The dictionary is direct.

| FEM concept | Linear algebra object |
|---|---|
| Mesh node | Degree of freedom |
| Basis function | Coordinate basis vector in function space |
| Approximate solution | Coefficient vector |
| Weak form | Bilinear form equation |
| Stiffness matrix | Matrix of bilinear form |
| Load vector | Vector of linear functional values |
| Assembly | Sparse matrix accumulation |
| Boundary condition | Constraint on unknowns |
| Time-dependent problem | Matrix ODE |
| Vibration problem | Generalized eigenvalue problem |
| Nonlinear FEM | Newton linear systems |
| Error reduction | Projection and refinement |

Finite element methods are finite-dimensional linear algebra applied to function spaces and geometry.

## 125.26 Summary

Finite element methods approximate differential equations by replacing an infinite-dimensional problem with a finite-dimensional one.

The process begins with a weak form:

$$
a(u,v)=\ell(v).
$$

A finite element space \(V_h\) is chosen using a mesh and local polynomial basis functions.
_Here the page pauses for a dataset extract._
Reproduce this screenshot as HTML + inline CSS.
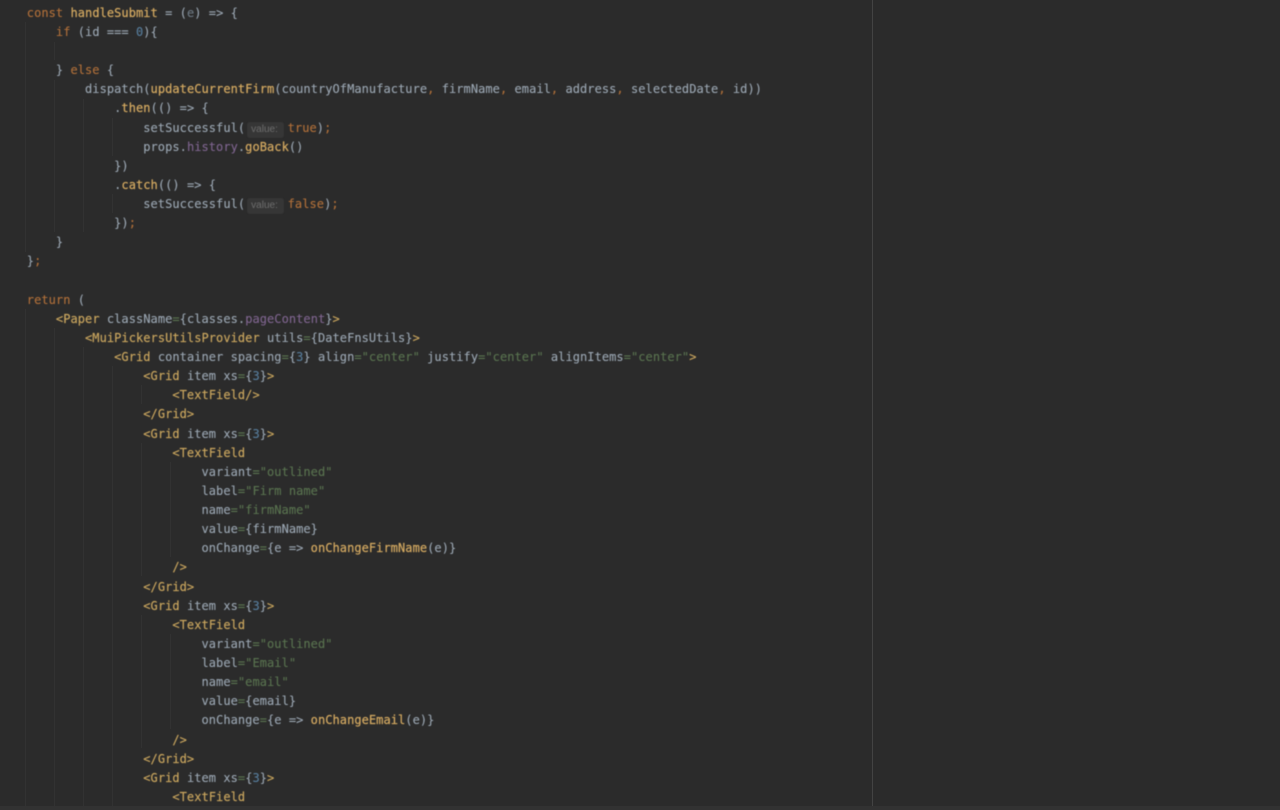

The approximate solution is written as

$$
u_h=\sum_{j=1}^N U_j\phi_j.
$$

Testing against each basis function produces the linear system

$$
KU=F.
$$

The stiffness matrix and load vector are computed element by element and assembled into global sparse arrays.

The central principle is localization. A complicated global problem is built from simple local polynomial approximations on small elements. Linear algebra then combines these local contributions into a sparse system that can be solved computationally.